You use twice the yeast you ordinarily might (4 ½ teaspoons), dissolving it plus one tablespoon of sugar in a quarter-cup of warm water. Do this in a big mixing bowl and you won’t have to switch receptacles. While that’s beginning to bubble, you scald one cup of milk, to which you add an equal amount of cold water. Make sure the milk/water is lukewarm (if too hot, it kills that poor little yeast), then stir it into the yeast/sugar. Casella’s book says to add eight cups of flour (!) and a whole tablespoonful of salt (!!), but I’ve found there’s not really enough liquid to accommodate that, so either make it six cups of flour or work in another cup or so of warm water. Knead it a whole lot—and there’s a whole lot to knead—and when it’s “satiny,” as they say, roll it into a ball and let it rise in the same mixing bowl you’ve already been using, with a dishtowel or plastic wrap placed over the top. After an hour and a half, punch the dough down, divide it and shape it into two or three loaves (I do long ovals, but round loaves hold their shape well too). I fit them side-by-side on a big cast-iron pizza pan which has been greased and sprinkled with corn meal (per Casella’s recipe. I don’t do the cornmeal thing for other breads, but I like her style here.) Make slashes in the dough so it can stretch a bit, then let it rise for another hour. Before that hour’s over, preheat the oven for 450 degrees. Before baking, mix an egg white with a little water (like, I don’t know, a tablespoon or two?) and paint the loaves with it. The whites can squirm around if not mixed well, and you want to get this right because otherwise you get just fried egg on the pan instead of a crunchy crust. I actually own a pastry brush but when I’m worried about a particularly light dough caving in I just dip a paper towel in the egg wash instead and drag it carefully about the loaves. Use over half of the egg wash, but save some for later. (Insert “all your eggs in one basket” joke here.)
Bake at that extreme heat of 450 degrees for ten minutes, then knock the temp down to 350 and keep the bread in the oven for another fifty minutes. As if an hour of baking isn’t enough (and for most breads that’s plenty), after that you’re expected to take the bread out of the over, carefully apply more egg/water to the now well-formed and dark crust, and bake it for half an hour more.

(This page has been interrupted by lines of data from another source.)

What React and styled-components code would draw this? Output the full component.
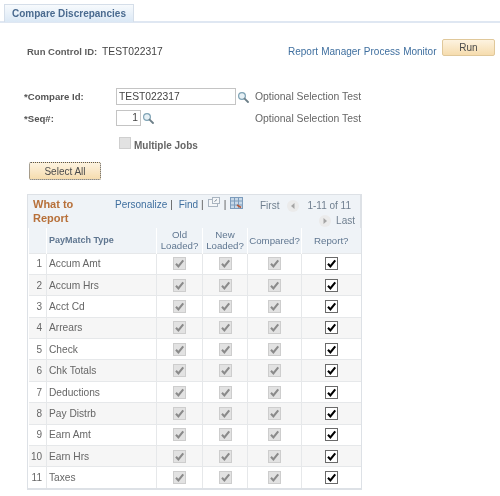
import React from 'react';
import styled, { createGlobalStyle } from 'styled-components';

const GlobalStyle = createGlobalStyle`
  html, body {
    margin: 0;
    padding: 0;
    background: #fff;
    font-family: 'Liberation Sans', Arial, sans-serif;
  }
`;

const Page = styled.div`
  width: 500px;
  height: 496px;
  overflow: hidden;
  padding-top: 4px;
  box-sizing: border-box;
  font-size: 10px;
  color: #555;
  filter: blur(0.4px);
`;

const TabBar = styled.div`
  display: flex;
  height: 17px;
  border-bottom: 2px solid #dfe7f2;
  padding-left: 4px;
`;

const Tab = styled.div`
  width: 130px;
  height: 18px;
  box-sizing: border-box;
  border: 1px solid #d5dee9;
  border-bottom: none;
  background: linear-gradient(#f7fafd, #dbe8f5);
  color: #4a6a8f;
  font-weight: bold;
  font-size: 10px;
  line-height: 17px;
  padding-left: 7px;
`;

const RunRow = styled.div`
  display: flex;
  align-items: flex-end;
  height: 18px;
  margin-top: 15px;
  padding-left: 27px;
  line-height: 9px;
`;

const RunLabel = styled.span`
  font-weight: bold;
  color: #5c5c5c;
  width: 75px;
  font-size: 9.5px;
`;

const RunValue = styled.span`
  color: #444;
  font-size: 10.3px;
  width: 186px;
`;

const Links = styled.a`
  color: #3f6f9f;
  font-size: 10px;
  white-space: pre;
  width: 154px;
  word-spacing: 0.4px;
`;

const Button = styled.button`
  width: ${(p) => p.$w}px;
  height: ${(p) => p.$h}px;
  box-sizing: border-box;
  padding: 0;
  border: ${(p) => (p.$dotted ? '1px dotted #555' : '1px solid #e0c89a')};
  border-radius: 2px;
  background: linear-gradient(#fdf3e0, #f6dcae);
  font-family: inherit;
  font-size: 10px;
  color: #4a4a4a;
`;

const FormRow = styled.div`
  display: flex;
  align-items: center;
  height: ${(p) => p.$h}px;
  margin-top: ${(p) => p.$mt}px;
  padding-left: 24px;
`;

const FieldLabel = styled.label`
  width: 92px;
  font-weight: bold;
  font-size: 9.6px;
  color: #555;
`;

const FieldBox = styled.div`
  width: ${(p) => p.$w}px;
  height: ${(p) => p.$h}px;
  box-sizing: border-box;
  border: 1px solid #c4c4c4;
  padding: 0 2px;
  font-size: 10.3px;
  line-height: ${(p) => p.$h - 2}px;
  color: #444;
  text-align: ${(p) => (p.$right ? 'right' : 'left')};
`;

const Hint = styled.span`
  color: #666;
  font-size: 10.4px;
`;

const LookupSlot = styled.span`
  display: flex;
  width: ${(p) => p.$w}px;
  padding-left: 1px;
`;

const MultiRow = styled.div`
  display: flex;
  align-items: flex-end;
  gap: 3px;
  height: 14px;
  margin-top: 11px;
  padding-left: 119px;
  font-weight: bold;
  font-size: 10px;
  line-height: 10px;
  color: #666;
`;

const DisabledBox = styled.span`
  align-self: flex-start;
  width: 12px;
  height: 12px;
  box-sizing: border-box;
  background: #e2e2e2;
  border: 1px solid #cfcfcf;
`;

const SelectRow = styled.div`
  display: flex;
  margin-top: 11px;
  padding-left: 29px;
`;

const Grid = styled.div`
  width: 335px;
  margin: 14px 0 0 27px;
  box-sizing: border-box;
  border: 1px solid #dde1e6;
  border-right-width: 2px;
  border-bottom-width: 2px;
`;

const GridTitle = styled.div`
  display: flex;
  height: 33px;
  background: #eff3f7;
  font-size: 10px;
`;

const TitleText = styled.div`
  width: 87px;
  padding: 3px 0 0 5px;
  box-sizing: border-box;
  color: #b7703a;
  font-weight: bold;
  font-size: 11px;
  line-height: 13.5px;
`;

const Nav = styled.div`
  display: flex;
  align-items: flex-start;
  gap: 3px;
  padding-top: 4px;
  height: 29px;
  color: #3f6f9f;
  white-space: pre;
`;

const Divider = styled.span`
  color: #555;
`;

const NavIcon = styled.span`
  display: flex;
  margin: -2px 1px 0;
`;

const Pager = styled.div`
  flex: 1;
  display: flex;
  flex-direction: column;
  align-items: flex-end;
  padding: 3px 5px 0 0;
  color: #6f7f8f;
`;

const PagerRow = styled.div`
  display: flex;
  align-items: center;
  gap: ${(p) => p.$gap}px;
  height: 15px;
  margin-right: ${(p) => p.$mr || 0}px;
  white-space: pre;
`;

const Table = styled.table`
  border-collapse: collapse;
  table-layout: fixed;
  width: 332px;
`;

const HeadCell = styled.th`
  box-sizing: border-box;
  width: ${(p) => p.$w}px;
  height: 25px;
  padding: 0;
  background: #eff3f7;
  border-left: 1px solid #fff;
  color: #5f7690;
  font-size: 9.7px;
  line-height: 11px;
  font-weight: ${(p) => (p.$strong ? 'bold' : 'normal')};
  text-align: ${(p) => (p.$left ? 'left' : 'center')};
  padding-left: ${(p) => (p.$left ? '2px' : '0')};
`;

const TypeHead = styled(HeadCell)`
  font-size: 9px;
`;

const Row = styled.tr`
  background: ${(p) => (p.$odd ? '#f6f6f6' : '#fff')};
  border-top: 1px solid #e6e8ea;
`;

const NumCell = styled.td`
  height: 20.4px;
  padding: 0 4px 0 0;
  text-align: right;
  font-size: 10px;
  color: #666;
`;

const TypeCell = styled.td`
  padding: 0 0 0 2px;
  border-left: 1px solid #e6e8ea;
  font-size: 10.2px;
  color: #666;
`;

const CheckCell = styled.td`
  padding: 0;
  border-left: 1px solid #e6e8ea;
  text-align: center;
  line-height: 0;
`;

const CheckBox = styled.span`
  display: inline-flex;
  align-items: center;
  justify-content: center;
  width: 13px;
  height: 13px;
  box-sizing: border-box;
  background: ${(p) => (p.$on ? '#fff' : '#e2e2e2')};
  border: 1px solid ${(p) => (p.$on ? '#6a6a6a' : '#cdcdcd')};
`;

const Lookup = () => (
  <svg width="12" height="12" viewBox="0 0 12 12" fill="none">
    <circle cx="5" cy="5" r="3.4" fill="#e6f0f5" stroke="#7fa3b5" strokeWidth="1.2" />
    <path d="M7.6 7.6 L11 11" stroke="#6d7f88" strokeWidth="1.8" strokeLinecap="round" />
  </svg>
);

const Tick = ({ color }) => (
  <svg width="11" height="11" viewBox="0 0 10 10" fill="none">
    <path d="M1.8 5.2 L4 7.6 L8.4 2.2" stroke={color} strokeWidth="1.9" />
  </svg>
);

const Check = ({ on }) => (
  <CheckBox $on={on}>
    <Tick color={on ? '#000' : '#8a8a8a'} />
  </CheckBox>
);

const Zoom = () => (
  <svg width="12" height="11" viewBox="0 0 12 11" fill="none">
    <rect x="0.5" y="2.5" width="9" height="7" fill="#f4f6f8" stroke="#a9b4c0" />
    <rect x="4.5" y="0.5" width="7" height="6" fill="#f4f6f8" stroke="#a9b4c0" />
    <path d="M6.5 4.5 L9 2.5" stroke="#7a8896" />
  </svg>
);

const Download = () => (
  <svg width="13" height="12" viewBox="0 0 13 12">
    <rect x="0.5" y="0.5" width="12" height="11" fill="#c9d9e8" stroke="#7d9cbc" />
    <path d="M0.5 4 H12.5 M0.5 8 H12.5 M4.5 0.5 V11.5 M8.5 0.5 V11.5" stroke="#7d9cbc" />
    <path d="M7 8 L11 10.5" stroke="#b55a3a" strokeWidth="1.6" />
  </svg>
);

const Arrow = ({ left }) => (
  <svg width="14" height="14" viewBox="0 0 14 14">
    <circle cx="7" cy="7" r="6" fill="#ebebeb" />
    <path d={left ? 'M8.5 4 L5 7 L8.5 10 Z' : 'M5.5 4 L9 7 L5.5 10 Z'} fill="#a5a5a5" />
  </svg>
);

const rows = [
  'Accum Amt',
  'Accum Hrs',
  'Acct Cd',
  'Arrears',
  'Check',
  'Chk Totals',
  'Deductions',
  'Pay Distrb',
  'Earn Amt',
  'Earn Hrs',
  'Taxes',
];

const App = () => (
  <Page>
    <GlobalStyle />
    <TabBar>
      <Tab>Compare Discrepancies</Tab>
    </TabBar>
    <RunRow>
      <RunLabel>Run Control ID:</RunLabel>
      <RunValue>TEST022317</RunValue>
      <Links>Report Manager Process Monitor</Links>
      <Button $w={53} $h={17}>Run</Button>
    </RunRow>
    <FormRow $h={17} $mt={32}>
      <FieldLabel>*Compare Id:</FieldLabel>
      <FieldBox $w={120} $h={17}>TEST022317</FieldBox>
      <LookupSlot $w={18}><Lookup /></LookupSlot>
      <Hint>Optional Selection Test</Hint>
    </FormRow>
    <FormRow $h={16} $mt={5}>
      <FieldLabel>*Seq#:</FieldLabel>
      <FieldBox $w={25} $h={16} $right>1</FieldBox>
      <LookupSlot $w={113}><Lookup /></LookupSlot>
      <Hint>Optional Selection Test</Hint>
    </FormRow>
    <MultiRow>
      <DisabledBox />
      Multiple Jobs
    </MultiRow>
    <SelectRow>
      <Button $w={72} $h={18} $dotted>Select All</Button>
    </SelectRow>
    <Grid>
      <GridTitle>
        <TitleText>What to<br />Report</TitleText>
        <Nav>
          Personalize<Divider>|</Divider> Find<Divider>|</Divider>
          <NavIcon><Zoom /></NavIcon>
          <Divider>|</Divider>
          <NavIcon><Download /></NavIcon>
        </Nav>
        <Pager>
          <PagerRow $gap={7} $mr={4}><span>First</span><Arrow left /><span>1-11 of 11</span></PagerRow>
          <PagerRow $gap={4}><Arrow /><span>Last</span></PagerRow>
        </Pager>
      </GridTitle>
      <Table>
        <thead>
          <tr>
            <HeadCell $w={18} />
            <TypeHead $w={110} $left $strong>PayMatch Type</TypeHead>
            <HeadCell $w={46}>Old<br />Loaded?</HeadCell>
            <HeadCell $w={45}>New<br />Loaded?</HeadCell>
            <HeadCell $w={54}>Compared?</HeadCell>
            <HeadCell $w={59}>Report?</HeadCell>
          </tr>
        </thead>
        <tbody>
          {rows.map((name, i) => (
            <Row key={name} $odd={i % 2 === 1}>
              <NumCell>{i + 1}</NumCell>
              <TypeCell>{name}</TypeCell>
              <CheckCell><Check /></CheckCell>
              <CheckCell><Check /></CheckCell>
              <CheckCell><Check /></CheckCell>
              <CheckCell><Check on /></CheckCell>
            </Row>
          ))}
        </tbody>
      </Table>
    </Grid>
  </Page>
);

export default App;
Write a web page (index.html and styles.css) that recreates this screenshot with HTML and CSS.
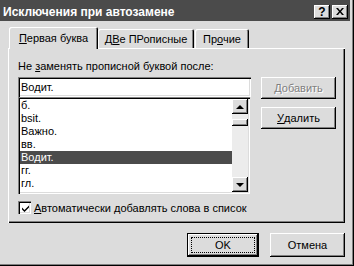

Yes, two and a half hours of rising and an hour and a half of baking, plus that egg nonsense. But absolutely worth the effort. (Besides, like it’s a bad thing to have a hot oven going all afternoon on one of the coldest days of the year?)
According to my mother and grandmother, in the early 20th century the Viennese were really good at things like opera and skiing. This is another painstaking, time-consuming luxury they excelled at.